Note that the homogenous division is important here. This gives us the position of the cursor in worldspace, where your objects are defined (except when they have their own model matrices, but that is easy to incorporate).

Finally, the demo calculates intersection of the ray between nearc and farc and a plane on which there is a texture (your 100x100 grid):

glm::vec3 plane_normal(0, 0, 1); // plane normal
float plane_d = 0; // plane distance from origin
// this is the plane with the grid

glm::vec3 ray_org(nearc), ray_dir(farc - nearc);
ray_dir = glm::normalize(ray_dir);
// this is the ray under the mouse cursor

float t = glm::dot(ray_dir, plane_normal);
if(fabs(t) > 1e-5f)
    t = -(glm::dot(ray_org, plane_normal) + plane_d) / t;
else
    t = 0; // no intersection, the plane and ray is collinear
glm::vec3 isect = ray_org + t * ray_dir;
// calculate ray-plane intersection

float grid_x = N * (isect.x + 1) / 2;
float grid_y = N * (isect.y + 1) / 2;
if(t && grid_x >= 0 && grid_x < N && grid_y >= 0 && grid_y < N) {
    int x = int(grid_x), y = int(grid_y);
    // calculate integer coordinates

    tex_data[x + N * y] = 0xff0000ff; // red
    glBindTexture(GL_TEXTURE_2D, n_texture);
    glTexSubImage2D(GL_TEXTURE_2D, 0, 0, 0, N, N, GL_RGBA, GL_UNSIGNED_BYTE, &tex_data[0]);
    // change the texture to see
}
// calculate grid position in pixels

The output is fairly nice:

This is only a 20x20 texture, but it is trivial to go up to 100x100. You can get the full demo source and precompiled win32 binaries here. It counts on having glm. You can turn with mouse or move with WASD.

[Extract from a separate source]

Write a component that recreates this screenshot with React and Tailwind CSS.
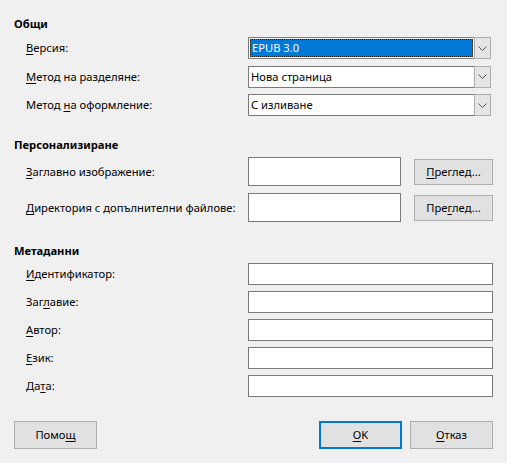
import { useState } from 'react'

function Chevron() {
  return (
    <svg width="9" height="5" viewBox="0 0 9 5" fill="none">
      <path d="M0.5 0.5 L4.5 4.5 L8.5 0.5" stroke="#555" strokeWidth="1" />
    </svg>
  )
}

function Label({ pre = '', u, post = '' }) {
  return (
    <span>
      {pre}
      <u className="underline-offset-2">{u}</u>
      {post}
    </span>
  )
}

function Combo({ value, selected }) {
  return (
    <div className="flex h-[22px] w-[243px]">
      <div className="flex-1 border border-[#7a7a7a] bg-white flex items-center">
        {selected ? (
          <div className="m-px flex-1 h-[18px] bg-[#0078d7] text-white flex items-center pl-px border border-dotted border-[#222]">
            {value}
          </div>
        ) : (
          <span className="pl-[2px]">{value}</span>
        )}
      </div>
      <div className="w-[17px] -ml-px border border-[#adadad] bg-[#e5e5e5] flex items-center justify-center">
        <Chevron />
      </div>
    </div>
  )
}

function Field({ className = '' }) {
  return <div className={`shrink-0 border border-[#7a7a7a] bg-white ${className}`} />
}

function Button({ children, primary, small, className = '' }) {
  const size = small ? 'h-[26px] w-[79px]' : 'h-[28px] w-[83px]'
  return (
    <button
      type="button"
      className={`shrink-0 ${size} bg-[#e1e1e1] flex items-center justify-center ${
        primary ? 'border-2 border-[#0078d7]' : 'border border-[#adadad]'
      } ${className}`}
    >
      {children}
    </button>
  )
}

export default function App() {
  const [general] = useState([
    { label: <Label u="В" post="ерсия:" />, value: 'EPUB 3.0', selected: true },
    { label: <Label u="М" post="етод на разделяне:" />, value: 'Нова страница' },
    { label: <Label pre="Метод " u="н" post="а оформление:" />, value: 'С изливане' },
  ])

  const meta = [
    <Label u="И" post="дентификатор:" />,
    <Label pre="Заг" u="л" post="авие:" />,
    <Label u="А" post="втор:" />,
    <Label u="Е" post="зик:" />,
    <Label pre="Да" u="т" post="а:" />,
  ]

  return (
    <div
      className="w-[507px] h-[463px] bg-[#f0f0f0] text-[11.2px] leading-[16px] text-black px-[14px] pt-[16px]"
      style={{ fontFamily: '"Noto Sans", "Open Sans", sans-serif' }}
    >
      <div className="font-bold">Общи</div>
      <div className="mt-[5px] flex flex-col gap-[6.5px]">
        {general.map((row, i) => (
          <div key={i} className="flex items-center">
            <div className="w-[234px] shrink-0 pl-[12px] whitespace-nowrap">{row.label}</div>
            <Combo value={row.value} selected={row.selected} />
          </div>
        ))}
      </div>

      <div className="font-bold mt-[21px]">Персонализиране</div>
      <div className="mt-[4px] flex flex-col gap-[7px]">
        <div className="flex items-center h-[29px]">
          <div className="w-[234px] shrink-0 pl-[12px] whitespace-nowrap">
            <Label u="З" post="аглавно изображение:" />
          </div>
          <Field className="w-[153px] h-[29px]" />
          <Button small className="ml-[13px]">
            <Label u="П" post="реглед..." />
          </Button>
        </div>
        <div className="flex items-center h-[29px]">
          <div className="w-[234px] shrink-0 pl-[12px] whitespace-nowrap">
            <Label u="Д" post="иректория с допълнителни файлове:" />
          </div>
          <Field className="w-[153px] h-[29px]" />
          <Button small className="ml-[13px]">
            <Label pre="Пре" u="г" post="лед..." />
          </Button>
        </div>
      </div>

      <div className="font-bold mt-[21px]">Метаданни</div>
      <div className="mt-[4px] flex flex-col gap-[6px]">
        {meta.map((label, i) => (
          <div key={i} className="flex items-center">
            <div className="w-[234px] shrink-0 pl-[12px] whitespace-nowrap">{label}</div>
            <Field className="w-[245px] h-[22px]" />
          </div>
        ))}
      </div>

      <div className="mt-[24px] flex items-center">
        <Button>
          <Label pre="Помо" u="щ" />
        </Button>
        <div className="flex-1" />
        <Button primary>
          <Label u="О" post="K" />
        </Button>
        <Button className="ml-[8px]">
          <Label u="О" post="тказ" />
        </Button>
      </div>
    </div>
  )
}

More complicated objects than planes are possible, it is essentially raytracing. Using the depth component under the cursor (window z) is just as simple - only beware the normalized coordinates ([0, 1] vs. [-1, 1]). Also note, that reading back the z value may deteriorate performance, as it requires CPU / GPU synchronization.